How To Talk To Your Kids – Acquiring Support To Complete Their Chores

No better time than today to begin giving your children greater responsibility.  Not only does responsibility breed character and integrity, it gives your children a chance to grow in an environment where it is safe to make mistakes, learn, and do better.  But what exactly does “greater responsibility” look like for you and your household?  For some it may mean to take the younger siblings to school or pick them up from daycare, or it may mean to clean up the common areas and, of course, the very least, their own room.

First consider how much you would like to pay them for cleaning up the common areas and helping with mutually shared benefits.  Money is the energy exchange of work.  Your children will not be as motivated to clean and help if there is no reward. They are motivated by gifts, rewards, and often money (I will use the term money to refer to whatever is used to motivate your child).  This is okay and completely normal.  You are not “bribing” your child, but simply offering the rightful exchange for the labor of their hands.  Think about the opposite, if you do not pay them and offer only “room and board” as their payment, this is not fair in their eyes because they are dependent.  Offering a reasonable amount of money in exchange will be enough for them to pique their interests and get them more and more motivated to pick things up around the house.

Next, discuss what type of chores should children be required to complete.  When thinking about responsibility from the context of expansion of one’s growth, your children have to start somewhere –themselves.  Think from their perspective.  If they are not using the den downstairs, why should they clean it?  So consider what they use in the house.  Their room, the dishes, the shower, etc.?  It wouldn’t be the best choice to heap a ton of household duties on them all at once especially if they have been accustomed to not doing anything at all.  However, begin with the basic things they use.  They will “see” themselves in the things they use. Choose chores with which they have a direct relationship.

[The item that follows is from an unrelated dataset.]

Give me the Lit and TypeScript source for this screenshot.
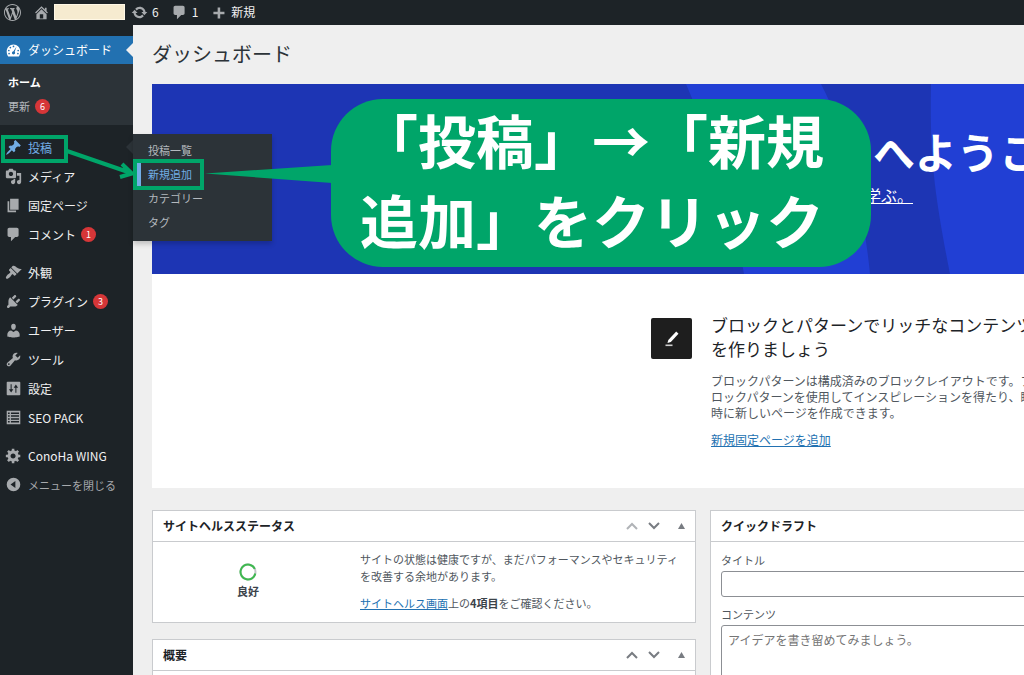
import { LitElement, html, svg, css, nothing } from "lit";
import { customElement, property } from "lit/decorators.js";
import { classMap } from "lit/directives/class-map.js";

const ICONS: Record<string, string> = {
  wordpress:
    "M20 10c0-5.51-4.49-10-10-10C4.48 0 0 4.49 0 10c0 5.52 4.48 10 10 10 5.51 0 10-4.48 10-10zM7.78 15.37L4.37 6.22c.55-.02 1.17-.08 1.17-.08.5-.06.44-1.13-.06-1.11 0 0-1.45.11-2.37.11-.18 0-.37 0-.58-.01C4.12 2.69 6.87 1.11 10 1.11c2.33 0 4.45.87 6.05 2.34-.68-.11-1.65.39-1.65 1.58 0 .74.45 1.36.9 2.1.35.61.55 1.36.55 2.46 0 1.49-1.4 5-1.4 5l-3.03-8.37c.54-.02.82-.17.82-.17.5-.05.44-1.25-.06-1.22 0 0-1.44.12-2.38.12-.87 0-2.33-.12-2.33-.12-.5-.03-.56 1.2-.06 1.22l.92.08 1.26 3.41zM17.41 10c.24-.64.74-1.87.43-4.25.7 1.29 1.05 2.71 1.05 4.25 0 3.29-1.73 6.24-4.4 7.78.97-2.59 1.94-5.2 2.92-7.78zM6.1 18.09C3.12 16.65 1.11 13.53 1.11 10c0-1.3.23-2.48.72-3.59C3.25 10.3 4.67 14.2 6.1 18.09zm4.03-6.63l2.58 6.98c-.86.29-1.76.45-2.71.45-.79 0-1.57-.11-2.29-.33.81-2.38 1.62-4.74 2.42-7.1z",
  home: "M16 8.5l1.53 1.53-1.06 1.06L10 4.6l-6.47 6.49-1.06-1.06L10 2.5l4 4v-2h2v4zm-6-2.46l6 5.99V18H4v-5.97zM12 17v-5H8v5h4z",
  update:
    "M10.2 3.28c3.53 0 6.43 2.61 6.92 6h2.08l-3.5 4-3.5-4h2.32c-.45-1.97-2.21-3.45-4.32-3.45-1.45 0-2.73.71-3.54 1.78L4.95 5.66C6.23 4.2 8.11 3.28 10.2 3.28zm-.4 13.44c-3.52 0-6.43-2.61-6.92-6H.8l3.5-4c1.17 1.33 2.33 2.67 3.5 4H5.48c.45 1.97 2.21 3.45 4.32 3.45 1.45 0 2.73-.71 3.54-1.78l1.71 1.95c-1.28 1.46-3.15 2.38-5.25 2.38z",
  comment:
    "M5 2h9c1.1 0 2 .9 2 2v7c0 1.1-.9 2-2 2h-2l-5 5v-5H5c-1.1 0-2-.9-2-2V4c0-1.1.9-2 2-2z",
  plus: "M17 9v3h-5v5H9v-5H4V9h5V4h3v5h5z",
  dashboard:
    "M3.76 17h12.48c1.34-1.63 1.76-3.74 1.76-6 0-4.41-3.58-8-8-8s-8 3.59-8 8c0 2.26.42 4.37 1.76 6zM10 4.2a1 1 0 1 1 0 2 1 1 0 0 1 0-2zM6.3 5.6a1 1 0 1 1 0 2 1 1 0 0 1 0-2zM4.5 9a1 1 0 1 1 0 2 1 1 0 0 1 0-2zM4.8 12.6a1 1 0 1 1 0 2 1 1 0 0 1 0-2zM15.5 9a1 1 0 1 1 0 2 1 1 0 0 1 0-2zM15.2 12.6a1 1 0 1 1 0 2 1 1 0 0 1 0-2zM13.6 5.4l-2.200 6.100c.4.4.6.8.5 1.400-.1 1-.9 1.700-1.900 1.700s-1.900-.8-1.800-1.900c.1-.9.800-1.600 1.800-1.700z",
  post: "M10.44 3.02l1.82-1.82 6.36 6.35-1.83 1.82c-1.05-.68-2.48-.57-3.41.36l-.75.75c-.92.93-1.04 2.35-.35 3.41l-1.83 1.82-2.41-2.41-2.8 2.79c-.42.42-3.38 2.71-3.8 2.29s1.86-3.39 2.28-3.81l2.79-2.79L4.1 9.36l1.83-1.82c1.05.69 2.48.57 3.4-.36l.75-.75c.93-.92 1.05-2.35.36-3.41z",
  media:
    "M13 11V4c0-.55-.45-1-1-1h-1.67L9 1H5L3.67 3H2c-.55 0-1 .45-1 1v7c0 .55.45 1 1 1h10c.55 0 1-.45 1-1zM7 4.5c1.38 0 2.5 1.12 2.5 2.5S8.38 9.5 7 9.5 4.5 8.38 4.5 7 5.62 4.5 7 4.5zM14 6h5v10.5c0 1.38-1.12 2.5-2.5 2.5S14 17.88 14 16.5s1.12-2.5 2.5-2.5c.17 0 .34.02.5.05V9h-3V6zm-4 8.05V13h2v3.5c0 1.38-1.12 2.5-2.5 2.5S7 17.88 7 16.5 8.12 14 9.5 14c.17 0 .34.02.5.05z",
  page: "M6 15V2h10v13H6zm-1 1h8v2H3V5h2v11z",
  appearance:
    "M14.48 11.06L7.41 3.99l1.5-1.5c.5-.56 2.3-.47 3.51.32 1.21.8 1.43 1.28 2.91 2.1 1.18.64 2.45 1.26 4.45.85zm-.71.71L6.7 4.7 4.93 6.47c-.39.39-.39 1.02 0 1.41l1.06 1.06c.39.39.39 1.03 0 1.42-.6.6-1.43 1.11-2.21 1.69-.35.26-.7.53-1.01.84C1.43 14.23.4 16.08 1.4 17.07c.99 1 2.84-.03 4.18-1.36.31-.31.58-.66.85-1.02.57-.78 1.08-1.61 1.69-2.21.39-.39 1.02-.39 1.41 0l1.06 1.06c.39.39 1.02.39 1.41 0z",
  plugin:
    "M13.11 4.36L9.87 7.6 8 5.73l3.24-3.24c.35-.34 1.05-.2 1.56.32.52.51.66 1.21.31 1.55zm-8 1.77l.91-1.12 9.01 9.01-1.19.84c-.71.71-2.63 1.16-3.82 1.16H6.14L4.9 17.26c-.59.59-1.54.59-2.12 0-.59-.58-.59-1.53 0-2.12l1.24-1.24v-3.88c0-1.13.4-3.19 1.09-3.89zm7.26 3.97l3.24-3.24c.34-.35 1.04-.21 1.55.31.52.51.66 1.21.31 1.55l-3.24 3.25z",
  user: "M10 9.25c-2.27 0-2.73-3.44-2.73-3.44C7 4.02 7.82 2 9.97 2c2.16 0 2.98 2.02 2.71 3.81 0 0-.41 3.44-2.68 3.44zm0 2.57L12.72 10c2.39 0 4.52 2.33 4.52 4.53v2.49s-3.65 1.13-7.24 1.13c-3.65 0-7.24-1.13-7.24-1.13v-2.49c0-2.25 1.94-4.48 4.47-4.48z",
  tools:
    "M16.68 9.77c-1.34 1.34-3.3 1.67-4.95.99l-5.41 6.52c-.99.99-2.59.99-3.58 0s-.99-2.59 0-3.57l6.52-5.42c-.68-1.65-.35-3.61.99-4.95 1.28-1.28 3.12-1.62 4.72-1.06l-2.89 2.89 2.82 2.82 2.86-2.87c.53 1.58.18 3.39-1.08 4.65zM3.81 16.21c.4.39 1.04.39 1.43 0 .4-.4.4-1.04 0-1.43-.39-.4-1.03-.4-1.43 0-.39.39-.39 1.03 0 1.43z",
  settings:
    "M18 17V3c0-.6-.4-1-1-1H3c-.6 0-1 .4-1 1v14c0 .6.4 1 1 1h14c.6 0 1-.4 1-1zM7.800 5v6h2l-2.600 3.600L4.600 11h2V5zM13.400 15h-1.200V9h-2l2.600-3.600L15.400 9h-2z",
  list: "M2 2h16v16H2zM3.500 4v1.800h2V4zM7 4v1.800h9.500V4zM3.500 7.400v1.800h2V7.400zM7 7.400v1.800h9.500V7.400zM3.500 10.800v1.800h2v-1.800zM7 10.800v1.800h9.500v-1.800zM3.500 14.200V16h2v-1.800zM7 14.200V16h9.500v-1.800z",
  gear: "M18 12h-2.18c-.17.7-.44 1.35-.81 1.93l1.54 1.54-2.1 2.1-1.54-1.54c-.58.36-1.23.63-1.91.79V19H8v-2.18c-.68-.16-1.33-.43-1.91-.79l-1.54 1.54-2.12-2.12 1.54-1.54c-.36-.58-.63-1.23-.79-1.91H1V9.03h2.17c.16-.7.44-1.35.8-1.94L2.43 5.55l2.1-2.1 1.54 1.54c.58-.37 1.24-.64 1.93-.81V2h3v2.18c.68.16 1.33.43 1.91.79l1.54-1.54 2.12 2.12-1.54 1.54c.36.59.64 1.24.8 1.94H18V12zm-8.5 1.5c1.66 0 3-1.34 3-3s-1.34-3-3-3-3 1.34-3 3 1.34 3 3 3z",
  collapse: "M10 2a8 8 0 1 1 0 16 8 8 0 0 1 0-16zM12.200 5.800L6.500 10l5.700 4.200z",
};

@customElement("wp-icon")
class WpIcon extends LitElement {
  @property() name = "";
  static styles = css`
    :host { display: block; flex: none; width: 17px; height: 17px; }
    svg { display: block; width: 100%; height: 100%; fill: currentColor; fill-rule: evenodd; }
  `;
  render() {
    return html`<svg viewBox="0 0 20 20" aria-hidden="true"><path d=${ICONS[this.name]}></path></svg>`;
  }
}

@customElement("wp-postbox")
class WpPostbox extends LitElement {
  @property() heading = "";
  @property({ type: Boolean }) first = false;
  static styles = css`
    :host { display: block; background: #fff; border: 1px solid #c9cbce; }
    header { display: flex; align-items: center; height: 30px; padding: 0 10px; border-bottom: 1px solid #c9cbce; }
    h2 { flex: 1; margin: 0; font-size: 12px; line-height: 20px; font-weight: 700; color: #1d2327; }
    button { width: 22px; height: 22px; padding: 0; border: 0; background: none; color: #787c82; display: grid; place-items: center; }
    .dim { color: #b0b3b7; }
    .toggle { margin-left: 5px; margin-right: -7px; }
    svg { display: block; }
  `;
  render() {
    return html`
      <header>
        <h2>${this.heading}</h2>
        <button class=${classMap({ dim: this.first })} aria-label="上に移動">
          <svg width="12" height="8" fill="none" stroke="currentColor" stroke-width="2"><path d="M1 7l5-5 5 5"></path></svg>
        </button>
        <button aria-label="下に移動">
          <svg width="12" height="8" fill="none" stroke="currentColor" stroke-width="2"><path d="M1 1l5 5 5-5"></path></svg>
        </button>
        <button class="toggle" aria-label="パネルを切り替え">
          <svg width="7" height="6" fill="currentColor"><path d="M3.500 0L7 6H0z"></path></svg>
        </button>
      </header>
      <slot></slot>
    `;
  }
}

interface Item { label: string; icon: string; badge?: number; open?: boolean }

const GROUPS: Item[][] = [
  [
    { label: "投稿", icon: "post", open: true },
    { label: "メディア", icon: "media" },
    { label: "固定ページ", icon: "page" },
    { label: "コメント", icon: "comment", badge: 1 },
  ],
  [
    { label: "外観", icon: "appearance" },
    { label: "プラグイン", icon: "plugin", badge: 3 },
    { label: "ユーザー", icon: "user" },
    { label: "ツール", icon: "tools" },
    { label: "設定", icon: "settings" },
    { label: "SEO PACK", icon: "list" },
  ],
  [{ label: "ConoHa WING", icon: "gear" }],
];

const FLYOUT = ["投稿一覧", "新規追加", "カテゴリー", "タグ"];

@customElement("app-root")
class AppRoot extends LitElement {
  static styles = css`
    :host {
      display: block; position: relative; height: 100vh; overflow: hidden;
      font-family: "Noto Sans CJK JP", "Noto Sans", sans-serif;
      font-size: 12px; line-height: 16px; color: #50575e; background: #efefef;
    }
    * { box-sizing: border-box; }
    a { color: #2271b1; }
    .bar { display: flex; align-items: center; height: 25px; padding: 0 0 1px 4px; background: #1d2327; color: #f0f0f1; }
    .bar a { display: flex; align-items: center; gap: 4px; color: inherit; text-decoration: none; }
    .bar wp-icon { color: #a7aaad; }
    .home { margin-left: 12px; }
    .site { width: 71px; height: 16px; margin-left: 4px; background: #f6ebd0; border: 1px solid #fff8e6; }
    .updates { margin-left: 6px; }
    .comments { margin-left: 12px; }
    .new { margin-left: 12px; }
    .frame { display: flex; height: calc(100vh - 25px); }
    nav { position: relative; flex: none; width: 133px; padding-top: 11px; background: #1d2327; }
    ul { list-style: none; margin: 0; padding: 0; }
    .group { padding-bottom: 9px; }
    .group:last-of-type { padding-bottom: 0; }
    .item { position: relative; }
    .link {
      display: flex; align-items: center; gap: 6px; width: 100%; height: 29px; padding: 0 0 0 5px;
      border: 0; background: none; font: inherit; color: #f0f0f1; text-decoration: none; text-align: left;
    }
    .link wp-icon { color: #a7aaad; }
    .current { position: relative; height: 28px; background: #2271b1; color: #fff; }
    .current wp-icon { color: #fff; }
    .current::after, .open::after {
      content: ""; position: absolute; right: 0; top: 7px;
      border: 7px solid transparent; border-left-width: 0; border-right-color: #efefef;
    }
    .open { color: #72aee6; }
    .open::after { border-right-color: #2c3338; }
    .open wp-icon { color: #72aee6; }
    .dim { color: #a7aaad; font-size: 11px; }
    .badge {
      display: grid; place-items: center; width: 15px; height: 15px; border-radius: 8px;
      margin-left: -1px; background: #d63638; color: #fff; font-size: 9px; line-height: 15px;
    }
    .sub { padding: 6px 0 7px; margin-bottom: 8px; background: #2c3338; font-size: 11px; }
    .sub a { display: flex; align-items: center; gap: 6px; height: 24px; padding-left: 8px; color: #b4b9be; text-decoration: none; }
    .sub .here { color: #fff; font-weight: 700; }
    .flyout {
      position: absolute; z-index: 2; left: 133px; top: 1px; width: 139px; padding: 4px 0 7px;
      background: #2c3338; box-shadow: 0 3px 5px rgba(0, 0, 0, .2); font-size: 11px;
    }
    .flyout a { display: block; height: 24px; padding-left: 11px; border-left: 4px solid transparent; line-height: 24px; color: #b4b9be; text-decoration: none; }
    .flyout .picked { color: #72aee6; border-left-color: #72aee6; margin-left: 4px; padding-left: 7px; }
    main { flex: 1; min-width: 0; overflow: hidden; padding: 13px 0 0 19px; }
    .content { min-width: 1102px; }
    h1 { margin: 0 0 14px; font-size: 20px; line-height: 32px; font-weight: 400; color: #2c3338; }
    .welcome { background: #fff; height: 404px; margin-bottom: 22px; }
    .banner { position: relative; height: 190px; padding: 43px 0 0 713px; background: #1d35b4; color: #fff; }
    .stripes { position: absolute; inset: 0; width: 1102px; height: 190px; fill: #213fd4; }
    .banner h2 { position: relative; margin: 0 0 8px 8px; font-size: 42px; line-height: 48px; font-weight: 700; white-space: nowrap; }
    .banner a { position: relative; font-size: 16px; line-height: 24px; color: #fff; }
    .feature { display: grid; grid-template-columns: 41px 327px; column-gap: 19px; padding: 39px 0 0 499px; }
    .tile { display: grid; place-items: center; width: 41px; height: 41px; margin-top: 5px; border-radius: 2px; background: #1e1e1e; }
    .feature h3 { margin: 0 0 12px; font-size: 17px; line-height: 24px; font-weight: 400; color: #1d2327; }
    .feature p { margin: 0 0 11px; line-height: 16px; }
    .boxes { display: grid; grid-template-columns: 1fr 1fr; gap: 14px; align-items: start; }
    .col { display: grid; gap: 16px; }
    .health { display: grid; grid-template-columns: 170px 1fr; column-gap: 27px; height: 80px; padding: 9px 10px 0; font-size: 11px; }
    .health p { margin: 0 0 10px; line-height: 17px; }
    .health b { color: #3c434a; }
    .status { display: grid; justify-items: center; align-content: start; gap: 2px; padding-top: 12px; font-weight: 700; color: #3c434a; }
    .empty { height: 60px; }
    form { display: grid; padding: 8px 10px; font-size: 11px; }
    label { line-height: 20px; padding-bottom: 1px; }
    input, textarea {
      width: 100%; border: 1px solid #8c8f94; border-radius: 3px; padding: 5px 6px;
      font: inherit; font-size: 12px; line-height: 18px; background: #fff; resize: none;
    }
    input { height: 26px; margin-bottom: 7px; }
    textarea { height: 90px; }
    textarea::placeholder { color: #757575; opacity: 1; }
    .marks { position: absolute; z-index: 3; left: 0; top: 0; width: 340px; height: 260px; fill: none; stroke: #00a569; stroke-width: 4; pointer-events: none; }
    .callout {
      position: absolute; z-index: 4; left: 331px; top: 99px; width: 540px; height: 168px; margin: 0;
      padding: 0 0 0 29px; border-radius: 52px; background: #00a569; color: #fff;
      font: 700 58px/80px "Noto Sans CJK JP", sans-serif;
    }
  `;

  private item(i: Item) {
    return html`<li class="item">
      <a href="#" class=${classMap({ link: true, open: !!i.open })}>
        <wp-icon name=${i.icon}></wp-icon><span>${i.label}</span>
        ${i.badge ? html`<span class="badge">${i.badge}</span>` : nothing}
      </a>
      ${i.open
        ? html`<div class="flyout">
            ${FLYOUT.map((t, n) => html`<a href="#" class=${classMap({ picked: n === 1 })}>${t}</a>`)}
          </div>`
        : nothing}
    </li>`;
  }

  render() {
    return html`
      <div class="bar">
        <a href="#" aria-label="WordPress"><wp-icon name="wordpress"></wp-icon></a>
        <a href="#" class="home" aria-label="サイト"><wp-icon name="home"></wp-icon></a>
        <div class="site"></div>
        <a href="#" class="updates"><wp-icon name="update"></wp-icon>6</a>
        <a href="#" class="comments"><wp-icon name="comment"></wp-icon>1</a>
        <a href="#" class="new"><wp-icon name="plus"></wp-icon>新規</a>
      </div>
      <div class="frame">
        <nav>
          <a href="#" class="link current"><wp-icon name="dashboard"></wp-icon><span>ダッシュボード</span></a>
          <div class="sub">
            <a href="#" class="here">ホーム</a>
            <a href="#">更新<span class="badge">6</span></a>
          </div>
          ${GROUPS.map((g) => html`<ul class="group">${g.map((i) => this.item(i))}</ul>`)}
          <button class="link dim"><wp-icon name="collapse"></wp-icon><span>メニューを閉じる</span></button>
        </nav>
        <main>
          <div class="content">
            <h1>ダッシュボード</h1>
            <section class="welcome">
              <div class="banner">
                <svg class="stripes" viewBox="0 0 1102 190" aria-hidden="true">
                  <path d="M534 0C560 60 580 125 592 190H718C712 130 698 55 669 0z"></path>
                  <path d="M779 0C778 65 780 100 798 190H1102V0z"></path>
                </svg>
                <h2>へようこそ!</h2>
                <a href="#">学ぶ。</a>
              </div>
              <div class="feature">
                <div class="tile">
                  <svg width="20" height="20" viewBox="0 0 20 20" fill="#fff" aria-hidden="true">
                    <path d="M14.200 2.500l2.300 2.300-7.700 8.300-3.300 1 .8-3.200z"></path>
                    <path d="M3.500 15.500h7v1.600h-7z" fill="#ccc"></path>
                  </svg>
                </div>
                <div>
                  <h3>ブロックとパターンでリッチなコンテンツを作りましょう</h3>
                  <p>ブロックパターンは構成済みのブロックレイアウトです。ブロックパターンを使用してインスピレーションを得たり、瞬時に新しいページを作成できます。</p>
                  <a href="#">新規固定ページを追加</a>
                </div>
              </div>
            </section>
            <div class="boxes">
              <div class="col">
                <wp-postbox heading="サイトヘルスステータス" first>
                  <div class="health">
                    <div class="status">
                      <svg width="18" height="18" fill="none" stroke-width="2" aria-hidden="true">
                        <circle cx="9" cy="9" r="7.500" stroke="#c3c4c7"></circle>
                        <circle cx="9" cy="9" r="7.500" stroke="#3fb950" stroke-dasharray="42 6" transform="rotate(12 9 9)"></circle>
                      </svg>
                      良好
                    </div>
                    <div>
                      <p>サイトの状態は健康ですが、まだパフォーマンスやセキュリティを改善する余地があります。</p>
                      <p><a href="#">サイトヘルス画面</a>上の<b>4項目</b>をご確認ください。</p>
                    </div>
                  </div>
                </wp-postbox>
                <wp-postbox heading="概要"><div class="empty"></div></wp-postbox>
              </div>
              <wp-postbox heading="クイックドラフト">
                <form>
                  <label for="title">タイトル</label>
                  <input id="title" type="text" />
                  <label for="body">コンテンツ</label>
                  <textarea id="body" placeholder="アイデアを書き留めてみましょう。"></textarea>
                </form>
              </wp-postbox>
            </div>
          </div>
        </main>
      </div>
      <svg class="marks" viewBox="0 0 340 260" aria-hidden="true">
        ${svg`<rect x="3" y="137" width="63" height="24"></rect>
        <rect x="135" y="161" width="67" height="27"></rect>
        <path d="M67 151L131 173M122 164L132 173.500 120 177"></path>
        <path d="M205 173.500L332 165V183z" fill="#00a569" stroke="none"></path>`}
      </svg>
      <p class="callout">「投稿」→「新規<br />追加」をクリック</p>
    `;
  }
}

Let’s put this idea of expansion together.  Starting with their bedroom –the most direct relationship, an undeniable use of space that is completely their own.  Expanding out to be responsible for the dishes that they use.  More specifically, cleaning up after oneself in the kitchen.  After they begin to develop self-awareness and become responsible for the immediate messes they make, then you may think about expanding their awareness in the “global” sense.  They shouldn’t be paid to clean up after themselves or their own messes.  No one in life gets paid to do his or her own laundry.

However, once they get a handle on cleaning up after themselves and are ready for the next level of responsibility (global community of the household), which would entail cleaning up the common areas even if they didn’t make the mess, consider payment at this point.  Expanding their awareness of their relationship to their environment they begin to assume personal responsibility. Offering payment to help around the house would give them greater confidence and connection with their immediate environment and reap the rewards in character and longevity.

Lets discuss how much money. For 4-6 year olds, if they want to help with the dishes or laundry (many do) loose change or one dollar is enough to get them excited to participate in the fun of cleaning. Also, for this age number games is a great way to get them to participate. Example: Every body needs to find at least 15 pieces of trash, 5 marbles, 10 Lego pieces and 2 racecars. For the little ones, it becomes more of a scavenger hunt. For older kids, gauge their level of awareness and begin to implement the above techniques.

It may seem difficult at first to begin to implement and establish the idea that everyone does household chores, and consistency is the key tot get out of the rut that it can get stuck in. Be consistent and allow the fun for the little once to be enticing, the money to be motivating, and watch how your family grows with self-awareness and responsibility for not only themselves but for others as well.